=== Dataset section ===

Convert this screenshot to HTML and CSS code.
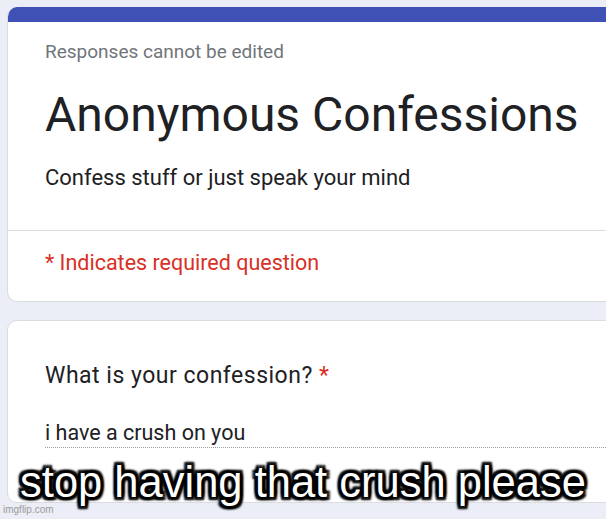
FILE: index.html
```html
<!DOCTYPE html>
<html lang="en">
<head>
<meta charset="utf-8">
<title>Anonymous Confessions</title>
<link rel="stylesheet" href="styles.css">
</head>
<body>
<div class="page">
  <section class="card header-card">
    <div class="accent"></div>
    <div class="header-body">
      <p class="notice">Responses cannot be edited</p>
      <h1 class="title">Anonymous Confessions</h1>
      <p class="desc">Confess stuff or just speak your mind</p>
    </div>
    <div class="required-row">
      <p class="required">* Indicates required question</p>
    </div>
  </section>

  <section class="card question-card">
    <p class="question">What is your confession? <span class="star">*</span></p>
    <div class="answer">i have a crush on you</div>
  </section>
</div>

<div class="caption">stop having that crush please</div>
<div class="watermark">imgflip.com</div>
</body>
</html>
```

FILE: styles.css
```css
html, body {
  margin: 0;
  padding: 0;
}

body {
  width: 606px;
  height: 519px;
  overflow: hidden;
  background: #ebeef7;
  position: relative;
  font-family: Roboto, "Noto Sans", sans-serif;
}

.page {
  padding: 7px 0 0 7px;
  display: flex;
  flex-direction: column;
  gap: 18px;
}

.card {
  width: 680px;
  background: #ffffff;
  border: 1px solid #dadce0;
  border-radius: 10px;
  box-sizing: border-box;
}

.header-card {
  border-top: none;
  overflow: hidden;
}

.accent {
  height: 15px;
  background: #3f51b5;
}

.header-body {
  padding: 18px 0 0 37px;
  border-bottom: 1px solid #dadce0;
}

.notice {
  margin: 0;
  font-size: 19px;
  line-height: 24px;
  color: #70757a;
}

.title {
  margin: 26px 0 0;
  font-size: 48px;
  line-height: 50px;
  font-weight: 400;
  color: #202124;
}

.desc {
  margin: 24px 0 0;
  padding-bottom: 38px;
  font-size: 22px;
  line-height: 28px;
  color: #202124;
}

.required-row {
  padding: 18px 0 24px 37px;
}

.required {
  margin: 0;
  font-size: 21.5px;
  line-height: 28px;
  color: #d93025;
}

.question-card {
  padding: 40px 0 54px 37px;
}

.question {
  margin: 0;
  font-size: 23px;
  letter-spacing: 0.5px;
  line-height: 30px;
  color: #202124;
}

.star {
  color: #d93025;
}

.answer {
  margin-top: 29px;
  padding-bottom: 1px;
  font-size: 21.5px;
  line-height: 26px;
  color: #202124;
  border-bottom: 1px dotted #9aa0a6;
}

.caption {
  position: absolute;
  left: 0;
  right: 0;
  top: 457px;
  text-align: center;
  font-family: "Liberation Sans", Arial, sans-serif;
  font-size: 43.5px;
  font-weight: 400;
  line-height: 50px;
  color: #ffffff;
  text-shadow:
    3px 3px 2px #000, -3px -3px 2px #000, 3px -3px 2px #000, -3px 3px 2px #000,
    0 3px 2px #000, 0 -3px 2px #000, 3px 0 2px #000, -3px 0 2px #000,
    0 0 5px #000;
}

.watermark {
  position: absolute;
  left: 3px;
  bottom: 3px;
  font-family: "Liberation Sans", Arial, sans-serif;
  font-size: 10px;
  line-height: 12px;
  color: #9a9a9a;
}
```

===

▶ Written instruction
Keep the pictures out of the copy and return the rest of the data above exactly.

▶ The result
Convert this screenshot to HTML and CSS code.
FILE: index.html
```html
<!DOCTYPE html>
<html lang="en">
<head>
<meta charset="utf-8">
<title>Anonymous Confessions</title>
<link rel="stylesheet" href="styles.css">
</head>
<body>
<div class="page">
  <section class="card header-card">
    <div class="accent"></div>
    <div class="header-body">
      <p class="notice">Responses cannot be edited</p>
      <h1 class="title">Anonymous Confessions</h1>
      <p class="desc">Confess stuff or just speak your mind</p>
    </div>
    <div class="required-row">
      <p class="required">* Indicates required question</p>
    </div>
  </section>

  <section class="card question-card">
    <p class="question">What is your confession? <span class="star">*</span></p>
    <div class="answer">i have a crush on you</div>
  </section>
</div>

<div class="caption">stop having that crush please</div>
<div class="watermark">imgflip.com</div>
</body>
</html>
```

FILE: styles.css
```css
html, body {
  margin: 0;
  padding: 0;
}

body {
  width: 606px;
  height: 519px;
  overflow: hidden;
  background: #ebeef7;
  position: relative;
  font-family: Roboto, "Noto Sans", sans-serif;
}

.page {
  padding: 7px 0 0 7px;
  display: flex;
  flex-direction: column;
  gap: 18px;
}

.card {
  width: 680px;
  background: #ffffff;
  border: 1px solid #dadce0;
  border-radius: 10px;
  box-sizing: border-box;
}

.header-card {
  border-top: none;
  overflow: hidden;
}

.accent {
  height: 15px;
  background: #3f51b5;
}

.header-body {
  padding: 18px 0 0 37px;
  border-bottom: 1px solid #dadce0;
}

.notice {
  margin: 0;
  font-size: 19px;
  line-height: 24px;
  color: #70757a;
}

.title {
  margin: 26px 0 0;
  font-size: 48px;
  line-height: 50px;
  font-weight: 400;
  color: #202124;
}

.desc {
  margin: 24px 0 0;
  padding-bottom: 38px;
  font-size: 22px;
  line-height: 28px;
  color: #202124;
}

.required-row {
  padding: 18px 0 24px 37px;
}

.required {
  margin: 0;
  font-size: 21.5px;
  line-height: 28px;
  color: #d93025;
}

.question-card {
  padding: 40px 0 54px 37px;
}

.question {
  margin: 0;
  font-size: 23px;
  letter-spacing: 0.5px;
  line-height: 30px;
  color: #202124;
}

.star {
  color: #d93025;
}

.answer {
  margin-top: 29px;
  padding-bottom: 1px;
  font-size: 21.5px;
  line-height: 26px;
  color: #202124;
  border-bottom: 1px dotted #9aa0a6;
}

.caption {
  position: absolute;
  left: 0;
  right: 0;
  top: 457px;
  text-align: center;
  font-family: "Liberation Sans", Arial, sans-serif;
  font-size: 43.5px;
  font-weight: 400;
  line-height: 50px;
  color: #ffffff;
  text-shadow:
    3px 3px 2px #000, -3px -3px 2px #000, 3px -3px 2px #000, -3px 3px 2px #000,
    0 3px 2px #000, 0 -3px 2px #000, 3px 0 2px #000, -3px 0 2px #000,
    0 0 5px #000;
}

.watermark {
  position: absolute;
  left: 3px;
  bottom: 3px;
  font-family: "Liberation Sans", Arial, sans-serif;
  font-size: 10px;
  line-height: 12px;
  color: #9a9a9a;
}
```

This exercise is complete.